In August 2014, the FASB issued ASU 2014-15, "Presentation of Financial Statements—Going Concern (Subtopic 205-40): Disclosure of Uncertainties about an Entity’s Ability to Continue as a Going Concern." The ASU requires an evaluation of whether there are conditions or events, considered in the aggregate, that raise substantial doubt about the Company's ability to continue as a going concern within one year after the date that the financial statements are issued. In the event there is substantial doubt, the ASU requires disclosure of the relevant facts and circumstances. The ASU is effective for fiscal years and interim periods ending after December 15, 2016. Adoption of the ASU will not have an impact on the Company's financial position, results of operations, or EPS.

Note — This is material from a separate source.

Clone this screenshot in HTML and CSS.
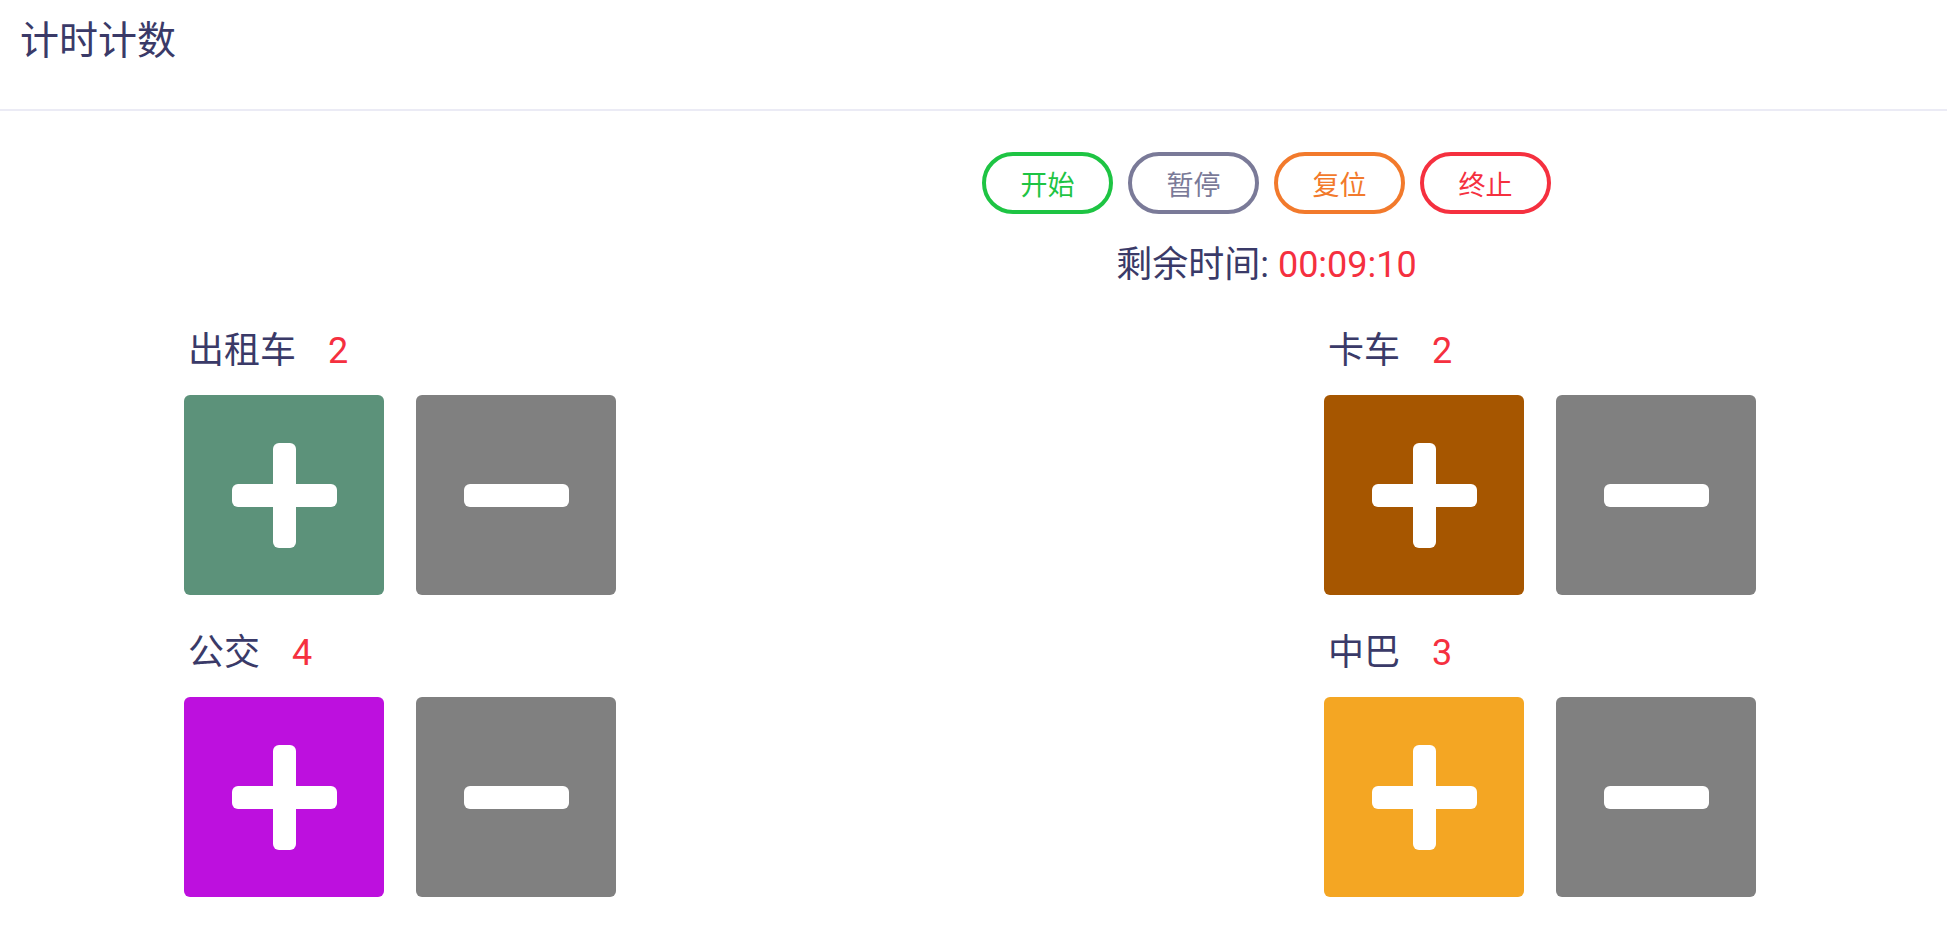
FILE: index.html
```html
<!DOCTYPE html>
<html lang="zh">
<head>
<meta charset="utf-8">
<title>计时计数</title>
<link rel="stylesheet" href="styles.css">
</head>
<body>
<header class="topbar">
  <h1 class="title">计时计数</h1>
</header>
<main class="main">
  <section class="controls">
    <div class="btns">
      <button class="pill pill-green">开始</button>
      <button class="pill pill-gray">暂停</button>
      <button class="pill pill-orange">复位</button>
      <button class="pill pill-red">终止</button>
    </div>
    <div class="timer">剩余时间: <span class="timer-val">00:09:10</span></div>
  </section>
  <section class="board">
    <div class="col">
      <div class="group">
        <div class="label"><span class="name">出租车</span><span class="count">2</span></div>
        <div class="pads">
          <button class="pad pad-green"><span class="bar bar-h"></span><span class="bar bar-v"></span></button>
          <button class="pad pad-gray"><span class="bar bar-h"></span></button>
        </div>
      </div>
      <div class="group">
        <div class="label"><span class="name">公交</span><span class="count">4</span></div>
        <div class="pads">
          <button class="pad pad-purple"><span class="bar bar-h"></span><span class="bar bar-v"></span></button>
          <button class="pad pad-gray"><span class="bar bar-h"></span></button>
        </div>
      </div>
    </div>
    <div class="col">
      <div class="group">
        <div class="label"><span class="name">卡车</span><span class="count">2</span></div>
        <div class="pads">
          <button class="pad pad-brown"><span class="bar bar-h"></span><span class="bar bar-v"></span></button>
          <button class="pad pad-gray"><span class="bar bar-h"></span></button>
        </div>
      </div>
      <div class="group">
        <div class="label"><span class="name">中巴</span><span class="count">3</span></div>
        <div class="pads">
          <button class="pad pad-amber"><span class="bar bar-h"></span><span class="bar bar-v"></span></button>
          <button class="pad pad-gray"><span class="bar bar-h"></span></button>
        </div>
      </div>
    </div>
  </section>
</main>
</body>
</html>
```
FILE: styles.css
```css
* { box-sizing: border-box; }
html, body { margin: 0; padding: 0; background: #fff; }
body {
  font-family: Roboto, "Noto Sans CJK SC", sans-serif;
  color: #3a3a68;
  overflow: hidden;
}
.topbar {
  height: 111px;
  border-bottom: 2px solid #ebebf5;
  padding: 22px 0 0 20px;
}
.title {
  margin: 0;
  font-size: 39px;
  line-height: 39px;
  font-weight: 400;
  color: #3a3a68;
}
.controls {
  margin-left: 586px;
  padding-top: 41px;
  display: flex;
  flex-direction: column;
  align-items: center;
}
.btns { display: flex; gap: 15px; }
.pill {
  width: 131px;
  height: 62px;
  border-radius: 31px;
  border: 4px solid;
  background: #fff;
  font-family: Roboto, "Noto Sans CJK SC", sans-serif;
  font-size: 27px;
  padding: 0;
  cursor: pointer;
}
.pill-green { border-color: #1ec443; color: #1ec443; }
.pill-gray { border-color: #7a7a98; color: #7a7a98; }
.pill-orange { border-color: #f27a2c; color: #f27a2c; }
.pill-red { border-color: #f5303f; color: #f5303f; }
.timer {
  margin-top: 31px;
  font-size: 36px;
  line-height: 40px;
}
.timer-val { color: #f5303f; }
.board {
  display: flex;
  justify-content: space-between;
  padding: 0 191px 0 184px;
  margin-top: 46px;
}
.col { display: flex; flex-direction: column; gap: 38px; }
.label {
  display: flex;
  align-items: baseline;
  padding-left: 4px;
  font-size: 36px;
  line-height: 40px;
}
.count { color: #f5303f; margin-left: 32px; }
.pads { display: flex; gap: 32px; margin-top: 24px; }
.pad {
  position: relative;
  width: 200px;
  height: 200px;
  border: 0;
  border-radius: 6px;
  padding: 0;
  cursor: pointer;
}
.pad-green { background: #5c927a; }
.pad-brown { background: #a65600; }
.pad-purple { background: #bd10de; }
.pad-amber { background: #f4a623; }
.pad-gray { background: #808080; }
.bar {
  position: absolute;
  background: #fff;
  border-radius: 6px;
  left: 50%;
  top: 50%;
}
.bar-h { width: 105px; height: 23px; margin: -11.5px 0 0 -52.5px; }
.bar-v { width: 23px; height: 105px; margin: -52.5px 0 0 -11.5px; }
```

On November 3, 2014, the FASB issued ASU 2014-16, "Derivatives and Hedging (Topic 815): Determining Whether the Host Contract in a Hybrid Financial Instrument Issued in the Form of a Share Is More Akin to Debt or to Equity (a consensus of the FASB Emerging Issues Task Force)." The ASU clarifies how current guidance should be interpreted in evaluating the economic characteristics and risks of a host contract in a hybrid financial instrument that is issued in the form of a share. Specifically, the amendments clarify that an entity should consider all relevant terms and features, including the embedded derivative feature being evaluated for bifurcation, in evaluating the nature of a host contract. The ASU is effective for fiscal years and interim periods beginning after December 15, 2015. The Company is currently evaluating the impact of the ASU.